When women and men played the game separately, the team found interesting differences in how they made decisions. When the insurance included the benefit of paying for household expenses, women bought more insurance but men bought much less. For women, the first spending priority after consumption was to pay for school for their children. For men, the first priority was to purchase more goats.

When couples played together, both had their own budget but shared all of the expenses in common. They could also transfer money back and forth.

“Playing the couples game you could judge their relationship,” said Watson Lepariyo, a research assistant with ILRI who trained and supervised the survey team. Lepariyo is also from Samburu. “How they played the game reflects what they do on the outside.”

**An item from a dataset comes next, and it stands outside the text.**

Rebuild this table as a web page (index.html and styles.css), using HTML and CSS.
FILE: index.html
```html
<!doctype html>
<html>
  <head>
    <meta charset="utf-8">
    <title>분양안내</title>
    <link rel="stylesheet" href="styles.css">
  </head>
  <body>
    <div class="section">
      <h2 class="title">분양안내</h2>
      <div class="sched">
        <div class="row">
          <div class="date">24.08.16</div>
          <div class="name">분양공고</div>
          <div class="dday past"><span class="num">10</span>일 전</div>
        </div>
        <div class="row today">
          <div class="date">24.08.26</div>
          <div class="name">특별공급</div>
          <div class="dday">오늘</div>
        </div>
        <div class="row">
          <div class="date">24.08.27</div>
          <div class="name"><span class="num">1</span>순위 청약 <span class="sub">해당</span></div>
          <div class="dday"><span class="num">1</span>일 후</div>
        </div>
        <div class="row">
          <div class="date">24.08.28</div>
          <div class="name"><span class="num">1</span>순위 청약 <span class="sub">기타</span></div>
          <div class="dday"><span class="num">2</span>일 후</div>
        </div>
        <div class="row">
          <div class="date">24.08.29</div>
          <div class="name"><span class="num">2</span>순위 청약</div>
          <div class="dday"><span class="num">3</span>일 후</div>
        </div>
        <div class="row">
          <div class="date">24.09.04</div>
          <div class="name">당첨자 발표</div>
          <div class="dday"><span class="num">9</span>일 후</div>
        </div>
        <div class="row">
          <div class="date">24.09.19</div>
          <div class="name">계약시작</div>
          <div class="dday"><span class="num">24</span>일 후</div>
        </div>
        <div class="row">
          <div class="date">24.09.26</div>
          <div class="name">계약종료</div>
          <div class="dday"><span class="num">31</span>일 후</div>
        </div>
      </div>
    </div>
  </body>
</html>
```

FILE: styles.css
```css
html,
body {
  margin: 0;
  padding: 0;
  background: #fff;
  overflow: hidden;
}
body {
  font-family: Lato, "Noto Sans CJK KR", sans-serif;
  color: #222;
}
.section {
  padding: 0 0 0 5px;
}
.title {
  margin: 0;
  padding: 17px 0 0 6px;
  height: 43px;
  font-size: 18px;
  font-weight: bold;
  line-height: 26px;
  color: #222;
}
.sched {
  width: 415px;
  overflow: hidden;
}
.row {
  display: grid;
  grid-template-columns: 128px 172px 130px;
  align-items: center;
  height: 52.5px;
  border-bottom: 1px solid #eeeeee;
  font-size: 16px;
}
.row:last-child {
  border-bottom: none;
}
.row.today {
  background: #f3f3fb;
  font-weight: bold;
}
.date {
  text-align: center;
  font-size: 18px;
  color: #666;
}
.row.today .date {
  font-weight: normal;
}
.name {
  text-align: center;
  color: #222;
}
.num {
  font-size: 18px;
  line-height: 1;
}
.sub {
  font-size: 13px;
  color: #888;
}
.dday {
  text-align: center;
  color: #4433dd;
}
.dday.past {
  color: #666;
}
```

A New Understanding of Index Insurance

Lepariyo said that one of the biggest challenges of taking index insurance to the field is educating families about how it works. For the MRR Innovation Lab project in Samburu, everyone played the game ten times. For anyone who made it all ten rounds each game had the experience of 100 simulated seasons. To gain this much experience in real life with insurance would take a lifetime.

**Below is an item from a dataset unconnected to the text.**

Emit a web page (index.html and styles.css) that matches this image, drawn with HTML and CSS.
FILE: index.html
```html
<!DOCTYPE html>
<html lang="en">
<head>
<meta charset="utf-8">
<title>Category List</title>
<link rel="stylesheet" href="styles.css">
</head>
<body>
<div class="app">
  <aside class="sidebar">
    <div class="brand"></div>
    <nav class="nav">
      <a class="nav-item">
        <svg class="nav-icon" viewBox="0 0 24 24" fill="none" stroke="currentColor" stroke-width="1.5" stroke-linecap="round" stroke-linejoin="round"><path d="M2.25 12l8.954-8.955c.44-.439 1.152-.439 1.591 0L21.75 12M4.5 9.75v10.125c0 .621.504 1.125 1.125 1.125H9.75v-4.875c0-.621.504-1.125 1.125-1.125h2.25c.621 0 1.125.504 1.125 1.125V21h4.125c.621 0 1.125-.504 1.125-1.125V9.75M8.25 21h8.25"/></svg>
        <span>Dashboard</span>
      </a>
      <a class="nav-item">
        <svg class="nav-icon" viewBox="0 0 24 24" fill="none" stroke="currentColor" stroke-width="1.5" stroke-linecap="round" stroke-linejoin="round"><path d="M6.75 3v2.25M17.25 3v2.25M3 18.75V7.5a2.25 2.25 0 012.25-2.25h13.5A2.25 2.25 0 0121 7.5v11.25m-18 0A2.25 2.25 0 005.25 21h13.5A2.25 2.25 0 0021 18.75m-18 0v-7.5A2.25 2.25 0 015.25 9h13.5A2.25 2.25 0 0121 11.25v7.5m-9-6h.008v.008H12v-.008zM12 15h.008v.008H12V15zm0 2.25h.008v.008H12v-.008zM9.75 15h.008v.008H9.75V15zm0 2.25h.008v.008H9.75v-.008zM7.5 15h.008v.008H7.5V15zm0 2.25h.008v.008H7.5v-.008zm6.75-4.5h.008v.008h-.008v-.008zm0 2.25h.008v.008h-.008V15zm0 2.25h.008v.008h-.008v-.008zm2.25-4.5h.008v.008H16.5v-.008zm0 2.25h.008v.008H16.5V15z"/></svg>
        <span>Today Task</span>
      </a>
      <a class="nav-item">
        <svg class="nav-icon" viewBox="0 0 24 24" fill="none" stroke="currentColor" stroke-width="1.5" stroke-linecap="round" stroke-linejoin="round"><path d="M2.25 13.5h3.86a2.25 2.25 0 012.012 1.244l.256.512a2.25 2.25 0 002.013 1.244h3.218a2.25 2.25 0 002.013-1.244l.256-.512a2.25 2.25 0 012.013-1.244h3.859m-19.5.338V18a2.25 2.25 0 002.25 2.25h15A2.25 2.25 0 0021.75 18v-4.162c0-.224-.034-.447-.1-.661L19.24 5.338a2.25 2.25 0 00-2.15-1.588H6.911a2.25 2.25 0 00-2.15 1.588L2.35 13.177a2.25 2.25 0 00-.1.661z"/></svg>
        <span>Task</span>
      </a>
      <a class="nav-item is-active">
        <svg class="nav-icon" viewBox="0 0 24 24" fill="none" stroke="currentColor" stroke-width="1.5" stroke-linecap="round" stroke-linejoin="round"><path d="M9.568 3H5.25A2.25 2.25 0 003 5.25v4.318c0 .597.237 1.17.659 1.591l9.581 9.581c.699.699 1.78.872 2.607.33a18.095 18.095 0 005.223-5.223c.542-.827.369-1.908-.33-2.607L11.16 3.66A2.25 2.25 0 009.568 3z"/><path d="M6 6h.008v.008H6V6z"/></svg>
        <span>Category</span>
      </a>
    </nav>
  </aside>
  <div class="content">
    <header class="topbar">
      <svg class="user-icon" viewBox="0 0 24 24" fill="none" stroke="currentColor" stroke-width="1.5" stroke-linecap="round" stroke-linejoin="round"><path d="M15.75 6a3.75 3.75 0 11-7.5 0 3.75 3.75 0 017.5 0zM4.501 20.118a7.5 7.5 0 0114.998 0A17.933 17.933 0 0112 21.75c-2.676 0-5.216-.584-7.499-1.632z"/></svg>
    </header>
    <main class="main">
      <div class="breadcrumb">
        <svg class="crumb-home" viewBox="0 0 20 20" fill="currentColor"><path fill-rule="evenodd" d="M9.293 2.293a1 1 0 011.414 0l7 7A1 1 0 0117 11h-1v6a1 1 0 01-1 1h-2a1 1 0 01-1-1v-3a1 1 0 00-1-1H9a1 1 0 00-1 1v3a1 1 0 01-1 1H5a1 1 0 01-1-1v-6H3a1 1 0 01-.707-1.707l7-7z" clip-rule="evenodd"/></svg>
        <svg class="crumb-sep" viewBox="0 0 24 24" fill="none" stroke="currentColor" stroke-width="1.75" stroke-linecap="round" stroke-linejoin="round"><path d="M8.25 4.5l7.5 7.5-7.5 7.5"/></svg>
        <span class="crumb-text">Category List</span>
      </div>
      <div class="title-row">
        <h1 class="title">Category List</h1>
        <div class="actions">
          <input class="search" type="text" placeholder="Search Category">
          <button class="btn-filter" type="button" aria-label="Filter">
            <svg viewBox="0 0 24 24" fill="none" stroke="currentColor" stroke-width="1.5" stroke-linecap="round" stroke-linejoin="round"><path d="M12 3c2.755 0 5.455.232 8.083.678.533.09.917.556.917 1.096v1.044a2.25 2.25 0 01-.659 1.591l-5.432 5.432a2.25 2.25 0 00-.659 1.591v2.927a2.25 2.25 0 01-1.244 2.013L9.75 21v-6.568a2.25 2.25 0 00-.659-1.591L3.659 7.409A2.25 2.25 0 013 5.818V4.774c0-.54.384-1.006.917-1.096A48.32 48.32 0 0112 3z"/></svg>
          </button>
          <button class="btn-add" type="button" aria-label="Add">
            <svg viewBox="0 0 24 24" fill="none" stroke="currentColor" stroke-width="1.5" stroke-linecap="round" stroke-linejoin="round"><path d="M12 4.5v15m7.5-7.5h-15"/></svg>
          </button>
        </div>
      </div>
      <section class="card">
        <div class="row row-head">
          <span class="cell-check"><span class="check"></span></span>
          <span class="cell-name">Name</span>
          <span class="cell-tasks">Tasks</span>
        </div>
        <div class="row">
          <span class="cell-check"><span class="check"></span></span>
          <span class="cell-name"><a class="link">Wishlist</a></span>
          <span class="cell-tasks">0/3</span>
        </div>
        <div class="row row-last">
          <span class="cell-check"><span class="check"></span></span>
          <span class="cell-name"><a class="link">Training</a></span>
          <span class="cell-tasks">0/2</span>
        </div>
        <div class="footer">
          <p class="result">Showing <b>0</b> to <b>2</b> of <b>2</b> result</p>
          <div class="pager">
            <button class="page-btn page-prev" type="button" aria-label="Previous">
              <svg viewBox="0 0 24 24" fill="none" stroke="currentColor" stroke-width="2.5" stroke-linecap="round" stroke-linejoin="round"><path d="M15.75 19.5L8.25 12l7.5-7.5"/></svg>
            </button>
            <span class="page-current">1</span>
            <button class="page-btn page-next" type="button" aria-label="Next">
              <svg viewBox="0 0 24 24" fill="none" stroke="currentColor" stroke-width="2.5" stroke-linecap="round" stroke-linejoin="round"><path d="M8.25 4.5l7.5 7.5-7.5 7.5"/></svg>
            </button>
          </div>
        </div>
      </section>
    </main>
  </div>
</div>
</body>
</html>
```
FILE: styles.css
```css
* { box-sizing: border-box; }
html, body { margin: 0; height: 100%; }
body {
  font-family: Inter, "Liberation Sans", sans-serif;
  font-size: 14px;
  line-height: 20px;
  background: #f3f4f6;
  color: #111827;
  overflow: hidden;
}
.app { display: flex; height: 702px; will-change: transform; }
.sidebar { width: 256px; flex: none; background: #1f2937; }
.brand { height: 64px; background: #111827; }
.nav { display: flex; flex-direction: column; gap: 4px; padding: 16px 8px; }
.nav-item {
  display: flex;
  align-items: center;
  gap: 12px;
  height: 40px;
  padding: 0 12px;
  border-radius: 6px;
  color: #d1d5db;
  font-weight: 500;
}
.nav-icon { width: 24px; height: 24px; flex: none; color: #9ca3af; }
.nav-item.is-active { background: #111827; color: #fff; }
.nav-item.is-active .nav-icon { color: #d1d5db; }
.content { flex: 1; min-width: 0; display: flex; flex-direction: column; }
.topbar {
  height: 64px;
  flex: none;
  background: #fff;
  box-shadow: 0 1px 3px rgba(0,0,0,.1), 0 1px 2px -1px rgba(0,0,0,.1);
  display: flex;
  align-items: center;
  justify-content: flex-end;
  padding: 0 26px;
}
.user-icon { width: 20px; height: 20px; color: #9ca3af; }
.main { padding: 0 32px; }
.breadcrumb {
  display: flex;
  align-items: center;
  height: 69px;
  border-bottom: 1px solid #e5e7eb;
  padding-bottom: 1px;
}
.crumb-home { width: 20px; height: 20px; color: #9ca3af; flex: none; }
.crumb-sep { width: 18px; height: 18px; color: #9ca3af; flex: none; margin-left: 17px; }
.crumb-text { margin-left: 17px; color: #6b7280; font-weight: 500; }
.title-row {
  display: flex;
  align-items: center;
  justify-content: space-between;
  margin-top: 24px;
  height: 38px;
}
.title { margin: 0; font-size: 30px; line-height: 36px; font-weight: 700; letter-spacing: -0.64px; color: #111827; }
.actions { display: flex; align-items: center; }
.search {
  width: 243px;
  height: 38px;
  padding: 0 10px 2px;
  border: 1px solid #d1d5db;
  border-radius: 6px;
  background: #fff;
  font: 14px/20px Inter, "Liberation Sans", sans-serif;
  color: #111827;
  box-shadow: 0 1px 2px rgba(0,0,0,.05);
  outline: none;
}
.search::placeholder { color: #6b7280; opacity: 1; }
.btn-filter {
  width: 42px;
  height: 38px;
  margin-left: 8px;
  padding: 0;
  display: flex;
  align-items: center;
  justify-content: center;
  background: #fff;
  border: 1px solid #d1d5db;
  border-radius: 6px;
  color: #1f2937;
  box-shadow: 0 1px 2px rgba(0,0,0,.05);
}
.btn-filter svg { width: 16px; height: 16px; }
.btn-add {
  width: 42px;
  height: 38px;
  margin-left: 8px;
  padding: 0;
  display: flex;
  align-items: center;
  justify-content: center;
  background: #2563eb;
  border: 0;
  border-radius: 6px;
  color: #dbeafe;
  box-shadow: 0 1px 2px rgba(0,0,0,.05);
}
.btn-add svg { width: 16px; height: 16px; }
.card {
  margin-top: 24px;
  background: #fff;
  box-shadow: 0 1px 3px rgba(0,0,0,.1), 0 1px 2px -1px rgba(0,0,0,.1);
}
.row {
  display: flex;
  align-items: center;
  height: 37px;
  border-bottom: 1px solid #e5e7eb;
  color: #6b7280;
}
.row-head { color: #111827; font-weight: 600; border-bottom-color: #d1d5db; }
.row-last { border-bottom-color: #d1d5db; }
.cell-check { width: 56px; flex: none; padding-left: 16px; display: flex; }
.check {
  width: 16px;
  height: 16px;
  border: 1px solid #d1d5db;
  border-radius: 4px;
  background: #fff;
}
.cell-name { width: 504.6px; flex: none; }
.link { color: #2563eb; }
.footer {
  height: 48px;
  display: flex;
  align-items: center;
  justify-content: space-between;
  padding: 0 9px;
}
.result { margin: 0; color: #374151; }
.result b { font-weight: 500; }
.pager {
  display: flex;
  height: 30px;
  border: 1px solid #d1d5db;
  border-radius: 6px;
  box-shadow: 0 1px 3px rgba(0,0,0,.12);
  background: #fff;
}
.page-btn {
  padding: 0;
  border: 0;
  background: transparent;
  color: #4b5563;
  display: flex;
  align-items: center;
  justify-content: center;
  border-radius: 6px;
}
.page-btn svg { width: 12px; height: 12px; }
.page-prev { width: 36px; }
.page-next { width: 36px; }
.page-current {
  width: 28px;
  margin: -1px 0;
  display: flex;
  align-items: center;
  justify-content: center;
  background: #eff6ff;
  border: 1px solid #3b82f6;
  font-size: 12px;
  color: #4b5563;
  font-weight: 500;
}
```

Uganda event participants try SimPastoralist, an index insurance research and education tool developed by Andrew Hobbs at UC Davis
Uganda event participants try SimPastoralist, an index insurance research and education tool developed by Andrew Hobbs at UC Davis

 

The MRR Innovation Lab has also used SimPastoralist with policy makers. With some tweaks, Carter and his team used the app to illustrate differences between index insurance that pays out accurately for losses and insurance that would fail a minimum test for quality. In February, 2019, 85 government officials and representatives from the local insurance industry, international NGOs and USAID played SimPastoralist at an event hosted by the Uganda Ministry of Finance, Planning and Development.

“To me it is a powerful tool when you want to teach someone quickly,” said Lepariyo. “It’s more of an experience they have. Everyone who participates truly understands index insurance.”